Time for inclusive architecture of policy and legal  reforms to revitalise and invest in women’s rights The UN Secretary General, Antonio Guterres shared his 2024 priorities with the UN General Assembly and stated that “The New Agenda for Peace calls for the transformation of gendered power dynamics, and the meaningful inclusion of women and young people in all peace processes.” 

Boemo Sekgoma

Today is International Women’s Day. 

This year’s UN theme is focused on “Investing with women to accelerate change”.

This theme presents an opportunity for deeper reflection on how far we have been able to domesticate the policy implications and legal provisions contained in the Protocol to the African Charter on Human and Peoples’ Rights on the Rights of Women in Africa (Maputo Protocol). 

We are barely six years from 2030, the end date for the implementation of the Sustainable Development Goals (SDGs).

After the advent of the Millennium Development Goals, serious commitments were made to implement the SDGs fully and comprehensively.

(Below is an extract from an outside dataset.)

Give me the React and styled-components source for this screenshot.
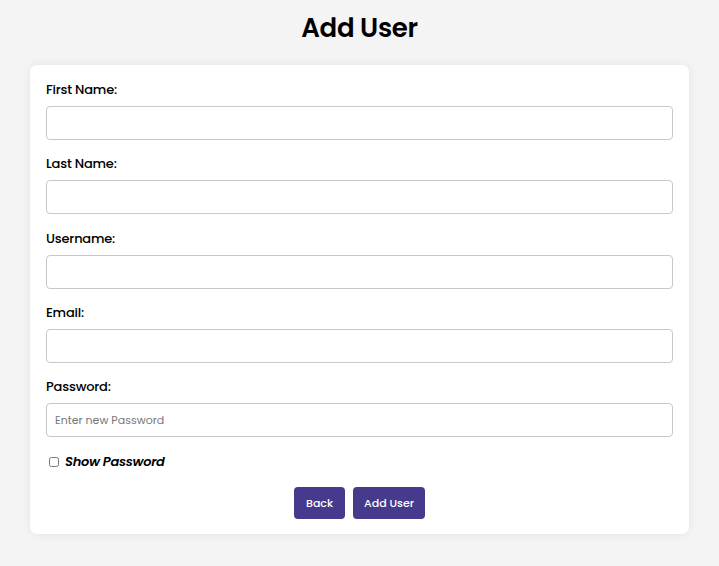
import React, { useState } from "react";
import styled, { createGlobalStyle } from "styled-components";

const Global = createGlobalStyle`
  html, body { margin: 0; padding: 0; background: #f4f4f4; }
  body { font-family: "Poppins", Inter, "Noto Sans", sans-serif; color: #000; }
  * { box-sizing: border-box; }
`;

const Page = styled.div`
  padding: 0 30px 30px;
`;

const Title = styled.h1`
  margin: 12px 0 21px;
  text-align: center;
  font-size: 26px;
  line-height: 32px;
  font-weight: 600;
  letter-spacing: -0.3px;
`;

const Card = styled.form`
  background: #fff;
  border-radius: 7px;
  box-shadow: 0 0 10px rgba(0, 0, 0, 0.07);
  padding: 15px 16px 15px;
  display: flex;
  flex-direction: column;
`;

const Field = styled.div`
  display: flex;
  flex-direction: column;
  margin-bottom: 14.3px;
`;

const Label = styled.label`
  font-size: 13px;
  font-weight: 500;
  line-height: 20px;
  margin-bottom: 6px;
  letter-spacing: -0.2px;
`;

const Input = styled.input`
  height: 34px;
  width: 100%;
  border: 1px solid #c8c8c8;
  border-radius: 4px;
  padding: 0 8px;
  font-family: inherit;
  font-size: 11px;
  outline: none;
  &::placeholder { color: #777; }
`;

const CheckRow = styled.label`
  display: flex;
  align-items: center;
  gap: 6px;
  height: 20px;
  margin-top: 1px;
  padding-left: 3px;
  font-size: 13px;
  font-weight: 600;
  font-style: italic;
  letter-spacing: -0.3px;
`;

const Check = styled.input`
  margin: 0;
  width: 10px;
  height: 10px;
`;

const Actions = styled.div`
  display: flex;
  justify-content: center;
  gap: 8px;
  margin-top: 15px;
`;

const Button = styled.button`
  height: 32px;
  padding: 0 ${(p) => p.$px}px;
  background: #453a8c;
  color: #fff;
  border: none;
  border-radius: 4px;
  font-family: inherit;
  font-size: 11px;
  font-weight: 500;
  cursor: pointer;
`;

const fields = [
  { id: "first", label: "First Name:" },
  { id: "last", label: "Last Name:" },
  { id: "user", label: "Username:" },
  { id: "email", label: "Email:" },
  { id: "pass", label: "Password:", placeholder: "Enter new Password", password: true },
];

export default function App() {
  const [show, setShow] = useState(false);
  return (
    <Page>
      <Global />
      <Title>Add User</Title>
      <Card onSubmit={(e) => e.preventDefault()}>
        {fields.map((f) => (
          <Field key={f.id}>
            <Label htmlFor={f.id}>{f.label}</Label>
            <Input
              id={f.id}
              type={f.password && !show ? "password" : "text"}
              placeholder={f.placeholder}
            />
          </Field>
        ))}
        <CheckRow>
          <Check type="checkbox" checked={show} onChange={(e) => setShow(e.target.checked)} />
          Show Password
        </CheckRow>
        <Actions>
          <Button type="button" $px={12}>Back</Button>
          <Button type="submit" $px={11}>Add User</Button>
        </Actions>
      </Card>
    </Page>
  );
}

 This priority is closely intertwined with the need to domesticate human rights treaties in view of promoting gender equality, decent lives for women, and peace worldwide. 

The UN Secretary General, Antonio Guterres shared his 2024 priorities with the UN General Assembly and stated that “The New Agenda for Peace calls for the transformation of gendered power dynamics, and the meaningful inclusion of women and young people in all peace processes.” 

Indeed, unless women are included at discussion roundtables and decision-making forums, human rights in all its forms will continue to drastically lag behind, especially in developing countries where women are confronted with diverse socio-economic vulnerabilities.

Development without the concurrence of women is not sustainable development, and peace achieved without factoring women’s voices will not be lasting peace. 

The SADC Parliamentary Forum has consistently advocated for women to be at the centre of policy processes and reform initiatives at the helm of the State, whereby women can tangibly be heard, understood and their concerns concretely integrated to mainstream decision-making. 

Investing in women should not be an empty catchphrase. 

Rather it exemplifies the need to develop an inclusive architecture of policy and legal reforms whereby measures for women empowerment are consistently financed, legislation to protect women is consolidated, and Government is regularly held to account on treaty-commitments that were designed to assist women. 

Investing in women also entails that consistent sensitisation campaigns are to be conducted to demystify myths and taboos that continue to hold women backwards. 

In Southern Africa, female genital mutilations, child marriages and unintended pregnancies, and the transmission of HIV/AIDS, continue to profoundly affect the lives of young girls who consequently drop out of schools and condemn themselves to informal employment, if any. Investing in women means that investments should also be directed to demolish the barriers that continue to disempower women in society.

An inclusive architecture of policy reforms calls for the participation of women at all levels of the workforce, from junior to senior management positions, in all industry categories. 

According to UN Women, 61.4 percent of prime working age women are in the labour force compared to 90.6 percent of prime working age men. Although figures are largely unavailable, senior management positions remain dominated by men in Southern Africa. 

Over the past three years, one SADC country has enacted a law to ensure that a minimum of one woman is included on the board of all public companies, in view of promoting gender responsiveness.

We need more commitments for women representation in corporations, if we are to achieve overall gender equality.

Although more women than men work in agri-business activities in Sub-Saharan Africa according to the Food and Agriculture Organisation of the UN, less women are owners of land than men due to patriarchal hegemonies that favour the devolution of inheritance to men and boys.

This calls for a revisiting of the equal right to property to both men and women, as stated in the Maputo Protocol. 

With the energetic transition to sustainable energy sources, there is a further need to ensure women are inclusively involved in up scaled agricultural jobs as well as environmental engineering that promotes climate action, thus marking a departure from unskilled employment.

This would necessitate a change of mindset and a momentum for capacity-building of women upstream in view of forging the right skills to tackle these key pillars. 

Women can also play a cardinal role to end poverty in Southern Africa. According to the African Development Bank Indicators on Gender, Poverty, the Environment, Progress towards the SDGs in African Countries (2023), there at least 4 low income countries in the SADC region. 

International observers have noted that the integration of women to formal employment could bring more than 20 percent of Gross Domestic Product in developing nations, which could pull countries above the poverty line.

Without resources, no state would be able to finance gender mainstreaming as well as the other commitments stated in the Maputo Protocol. Peace and poverty are intricately linked to each other since most war-torn countries are also those where gender inequality persists, especially among the poorer population segments of the country. Investing in women should thus be seen not only as a contribution to the welfare of women, but to the broader prosperity of the state as a whole. Without empowered women, the tapestry of the social fabric will slowly degenerate into socio-economic oblivion and conflict.

The welfare of women translates into the prosperity of homes which in turn reflects on the success of a nation. 

Boemo Sekgoma is the secretary general of the SADC Parliamentary Forum, the inter-parliamentary arm of the Southern African Development Community.